Someone still has to tell the program what to do and add imagination....
Abnormal User
Total Posts: 3514
Joined
All the computer power and sophisticated programs in the world are great ways to test a lot of things, mathematically, without having to build them or test them, either as models or in real life. However, they do not take the place of knowing what you're doing. The hundred dollar graphic calculator that will do all manner of calculus, for example, will do the functions and draw the picture, but you still need to know calculus in order to program it. You also need to know what to expect when it gives you the answer. If you just blindly plug in numbers, it will give you calculated garbage
out from the un-calculated garbage you put
in.
By the same token, you also need to be able to make sense of the results, recognize when you've reached the optimum point in your design and not go beyond it. The 12-Meter yacht "Mariner" was one example of getting conned by test results. The Lotus 80 and other "ground effects" cars of the early 80s that "porpoised" at speed are a second example. They looked great in theory, but failed badly in practice. I'm sure you can think of others.

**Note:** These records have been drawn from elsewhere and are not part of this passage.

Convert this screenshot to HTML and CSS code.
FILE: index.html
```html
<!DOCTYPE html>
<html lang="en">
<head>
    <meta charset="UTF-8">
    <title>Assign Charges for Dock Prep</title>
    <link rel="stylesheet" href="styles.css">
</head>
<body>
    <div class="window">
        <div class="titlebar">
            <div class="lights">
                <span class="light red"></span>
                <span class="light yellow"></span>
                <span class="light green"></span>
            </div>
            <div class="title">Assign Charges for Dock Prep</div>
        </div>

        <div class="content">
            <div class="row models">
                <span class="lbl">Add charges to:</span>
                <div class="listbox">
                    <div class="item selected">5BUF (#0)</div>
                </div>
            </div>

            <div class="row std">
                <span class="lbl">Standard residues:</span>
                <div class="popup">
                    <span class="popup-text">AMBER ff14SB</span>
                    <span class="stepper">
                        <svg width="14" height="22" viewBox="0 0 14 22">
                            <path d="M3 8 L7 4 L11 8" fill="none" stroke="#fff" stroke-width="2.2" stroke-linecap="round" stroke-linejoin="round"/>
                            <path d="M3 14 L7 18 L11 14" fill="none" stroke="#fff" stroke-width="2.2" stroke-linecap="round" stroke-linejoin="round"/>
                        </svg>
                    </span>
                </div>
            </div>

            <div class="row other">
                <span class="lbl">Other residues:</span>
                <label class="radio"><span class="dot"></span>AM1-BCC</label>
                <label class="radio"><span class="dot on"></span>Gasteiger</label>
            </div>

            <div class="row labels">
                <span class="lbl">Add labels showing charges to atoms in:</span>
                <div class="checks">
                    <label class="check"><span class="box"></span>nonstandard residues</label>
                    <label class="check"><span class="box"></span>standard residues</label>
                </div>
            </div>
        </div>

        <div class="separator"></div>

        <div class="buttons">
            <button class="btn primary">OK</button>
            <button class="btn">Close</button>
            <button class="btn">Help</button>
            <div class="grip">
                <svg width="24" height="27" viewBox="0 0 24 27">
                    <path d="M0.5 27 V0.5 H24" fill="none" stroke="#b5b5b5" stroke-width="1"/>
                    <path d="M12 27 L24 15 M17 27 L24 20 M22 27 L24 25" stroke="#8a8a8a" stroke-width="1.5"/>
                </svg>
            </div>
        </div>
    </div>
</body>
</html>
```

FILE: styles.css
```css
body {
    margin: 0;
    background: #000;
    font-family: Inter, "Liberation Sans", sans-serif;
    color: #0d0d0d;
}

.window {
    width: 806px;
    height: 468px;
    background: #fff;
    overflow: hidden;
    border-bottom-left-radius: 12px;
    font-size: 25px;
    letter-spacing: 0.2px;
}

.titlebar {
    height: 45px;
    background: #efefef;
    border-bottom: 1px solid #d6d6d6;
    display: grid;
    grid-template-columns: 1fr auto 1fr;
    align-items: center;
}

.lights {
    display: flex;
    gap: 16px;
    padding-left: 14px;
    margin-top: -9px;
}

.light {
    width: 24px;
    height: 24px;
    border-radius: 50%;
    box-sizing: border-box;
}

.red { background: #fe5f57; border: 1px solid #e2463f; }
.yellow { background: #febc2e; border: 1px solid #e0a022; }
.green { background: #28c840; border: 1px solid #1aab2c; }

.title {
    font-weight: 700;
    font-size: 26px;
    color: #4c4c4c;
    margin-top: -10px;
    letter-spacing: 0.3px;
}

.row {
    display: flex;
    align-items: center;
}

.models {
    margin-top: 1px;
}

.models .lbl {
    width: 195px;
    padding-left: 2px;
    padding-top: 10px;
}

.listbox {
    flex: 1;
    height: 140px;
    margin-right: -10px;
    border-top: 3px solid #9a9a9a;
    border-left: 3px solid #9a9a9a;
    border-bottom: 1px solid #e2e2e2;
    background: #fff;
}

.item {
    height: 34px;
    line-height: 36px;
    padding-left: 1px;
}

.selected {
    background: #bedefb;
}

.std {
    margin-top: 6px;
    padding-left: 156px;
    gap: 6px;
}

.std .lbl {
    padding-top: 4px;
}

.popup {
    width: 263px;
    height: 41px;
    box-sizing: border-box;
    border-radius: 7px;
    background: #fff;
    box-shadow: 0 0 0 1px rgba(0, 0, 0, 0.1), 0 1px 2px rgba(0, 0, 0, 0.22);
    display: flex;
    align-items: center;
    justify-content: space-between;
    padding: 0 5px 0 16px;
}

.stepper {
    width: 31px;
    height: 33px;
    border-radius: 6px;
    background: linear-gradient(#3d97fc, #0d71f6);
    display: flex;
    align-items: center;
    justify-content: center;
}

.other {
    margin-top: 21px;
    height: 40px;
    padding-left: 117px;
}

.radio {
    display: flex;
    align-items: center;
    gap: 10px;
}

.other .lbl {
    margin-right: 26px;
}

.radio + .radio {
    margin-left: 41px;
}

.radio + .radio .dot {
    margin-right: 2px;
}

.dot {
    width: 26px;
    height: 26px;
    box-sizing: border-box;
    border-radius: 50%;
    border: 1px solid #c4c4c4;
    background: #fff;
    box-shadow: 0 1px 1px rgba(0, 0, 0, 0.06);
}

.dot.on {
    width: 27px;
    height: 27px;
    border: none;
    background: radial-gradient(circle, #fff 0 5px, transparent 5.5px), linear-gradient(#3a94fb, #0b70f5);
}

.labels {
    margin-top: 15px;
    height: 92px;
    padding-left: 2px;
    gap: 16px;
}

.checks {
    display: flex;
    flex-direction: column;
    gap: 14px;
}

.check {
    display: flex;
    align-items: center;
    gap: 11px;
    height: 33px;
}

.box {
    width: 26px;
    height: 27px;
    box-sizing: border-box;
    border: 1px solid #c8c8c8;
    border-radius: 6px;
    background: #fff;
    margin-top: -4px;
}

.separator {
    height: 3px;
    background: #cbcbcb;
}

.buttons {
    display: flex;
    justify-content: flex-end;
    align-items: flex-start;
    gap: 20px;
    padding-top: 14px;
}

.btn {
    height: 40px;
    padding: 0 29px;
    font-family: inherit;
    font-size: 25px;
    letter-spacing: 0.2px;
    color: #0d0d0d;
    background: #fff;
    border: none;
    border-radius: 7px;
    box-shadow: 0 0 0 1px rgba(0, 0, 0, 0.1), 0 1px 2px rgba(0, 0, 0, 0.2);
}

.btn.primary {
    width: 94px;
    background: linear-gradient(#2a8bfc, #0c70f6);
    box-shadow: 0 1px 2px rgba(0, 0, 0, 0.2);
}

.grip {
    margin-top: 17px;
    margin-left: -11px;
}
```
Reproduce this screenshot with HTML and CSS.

In the end, a good computational fluid dynamics program is like a Stradivarius violin -- in the right hands, it can make beautiful music. But you still need to know where to put your fingers and how to draw the bow. And that is why we will always have "glorified draftsmen" and engineers.
Signature:
You can understand a lot of stuff if you think about it for awhile.
Speed Freak
Total Posts: 519
Joined 06/11/2008
yea but this engineer keeps getting displaced by the "glorified draftsmen" because I am just infront of the wave of technology that has been crashing on society for the past decade....
The valedictorian's address at my graduation summed it all up for me... He said "I may have the highest grades for the past four or five years but 95% of what we will use over our careers as engineers hasn't been invented yet so keep learning."
Signature:
Lead follow or get out of the way...? Just try and follow my line.